TROVER. (One entrusted with property.) If one entrusted with property for a particular use, which becomes impracticable, lend the property to another who had knowledge of the facts, this is in both a conversion of the property. Rice v. Clark, 8 Wermont, 109. 2. (Same.) If a person entrusted with property for a particular use be guilty of any abuse of the property in that use, he is not on that account liable to an action of trover. Ib. 3. (License.) A person, who, under color of a license, takes property for another purpose, or who takes property after the license is recalled, is liable in trover. And it makes no difference that the plaintiff might have elected to hold it as a sale and delivery to a third person, instead of a conversion by the defendant. Holland v. Cutter et al., 8 Vermont, 275. 4. (Assertion of ownership.) In trover, the mere assertion of ownership of property without in any way interfering with the property, or with the owner's right to control it, is evidence of a conversion. Irish v. Cloyes et al., 8 Vermont, 30. 5. (Demand and refusal.) A demand and refusal is such evidence of a conversion, in trover, as cannot be judged or removed, by showing a subsequent attachment or by a distress made upon the same property and sale upon plaintiff's debt, but this will go in mitigation of damages. 1b. TRUST, TRUSTEE, AND CESTUI QUE TRUST. (Duty of trustee.) Where a person undertakes to act for another, he is not allowed to deal in the subject matter of such agency on his own account and for his own benefit. And if such agent takes a conveyance in his own name, of an estate which he undertook to obtain for another, he will in equity be considered as holding the estate in trust for his principal, for whom he undertook to act as agent in the purchase. Sweet v. Jacocks, 6 Paige, 355. TRUSTEE PROCESS. (Attorney.) An action cannot be sustained against one as trustee, under the statute, merely because he is attorney for the absconding debtor, and has in his care a debt in the course of collection, against another person. Hitchcock v. Edgerton, 8 Vermont, 202.
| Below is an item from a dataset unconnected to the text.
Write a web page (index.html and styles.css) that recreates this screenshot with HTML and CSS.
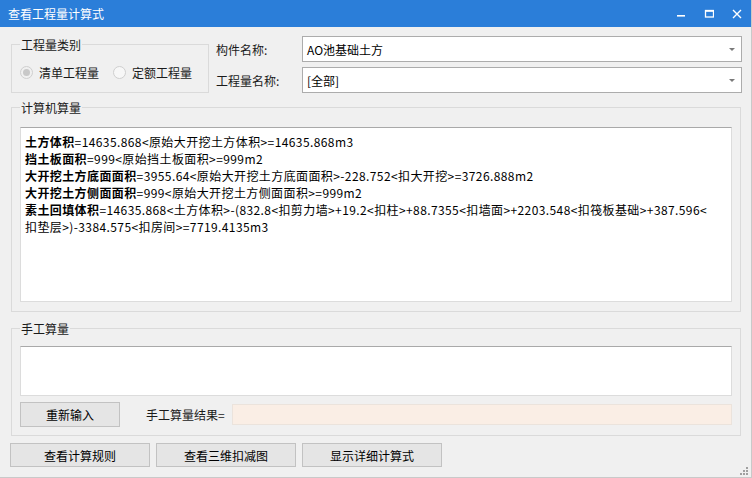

2. (Pensioner.) The money of a pensioner, in the hands of his agent, or attorney, appointed to receive his pension from the disbursing agent, and received on that account, is not liable to a trustee process. Adams v. Newell et al., 8 Vermont, 190. VARIANCE. (In name.) In an action of debt brought by S. B. jun., on a judgment, the declaration set forth the record of a judgment in favor of S. B., but the record produced, set forth a judgment recovered by S. B. jun. Held, that this was a variance. Boyden v. Hastings, 17 Pick. 200. VENDOR AND PURCHASER. (Notice—registry.) If a purchaser with notice of a prior unregistered deed, or other claim upon real estate, afterwards conveys the same to a subsequent bona fide purchaser who has no such notice, the latter is entitled to protection against the prior equitable claim to the property. Varick v. Briggs, 6 Paige, 323. 2. (Same.) And a purchaser with notice, from a prior purchaser who was entitled to protection as a bona fide purchaser without notice, is himself entitled to protection against the previous equitable claim which was invalid as against his grantor. Ib. 3. (False assertion by vendor.) A false assertion by the vendor as to the mere value of the property he is about to sell, without any misrepresentation or deception as to any other matter of fact, is not a sufficient ground for relief to the purchaser, either at law or in equity. The law presumes that each party to a contract of sale relies upon his own judgment as to the value of the property sold, where the facts on which the value of such property depends, are equally known to both. Speiglemeyer v. Crawford, 6 Paige, 254. WARRANTY. (Against claims.) In a case of warranty against all claims of a certain character, in case of a suit brought against the covenantee, he must notify the covenantor, or the judgment will be considered strictly res inter alios acta. Castleton v. Miner, 8 Vermont, 209. 2. (Same.) The warrantor may in such case contest the judgment on its original merits, and by showing it without just foundation, compel the covenantee to bear the loss of a payment made under it, as a voluntary payment. Ib.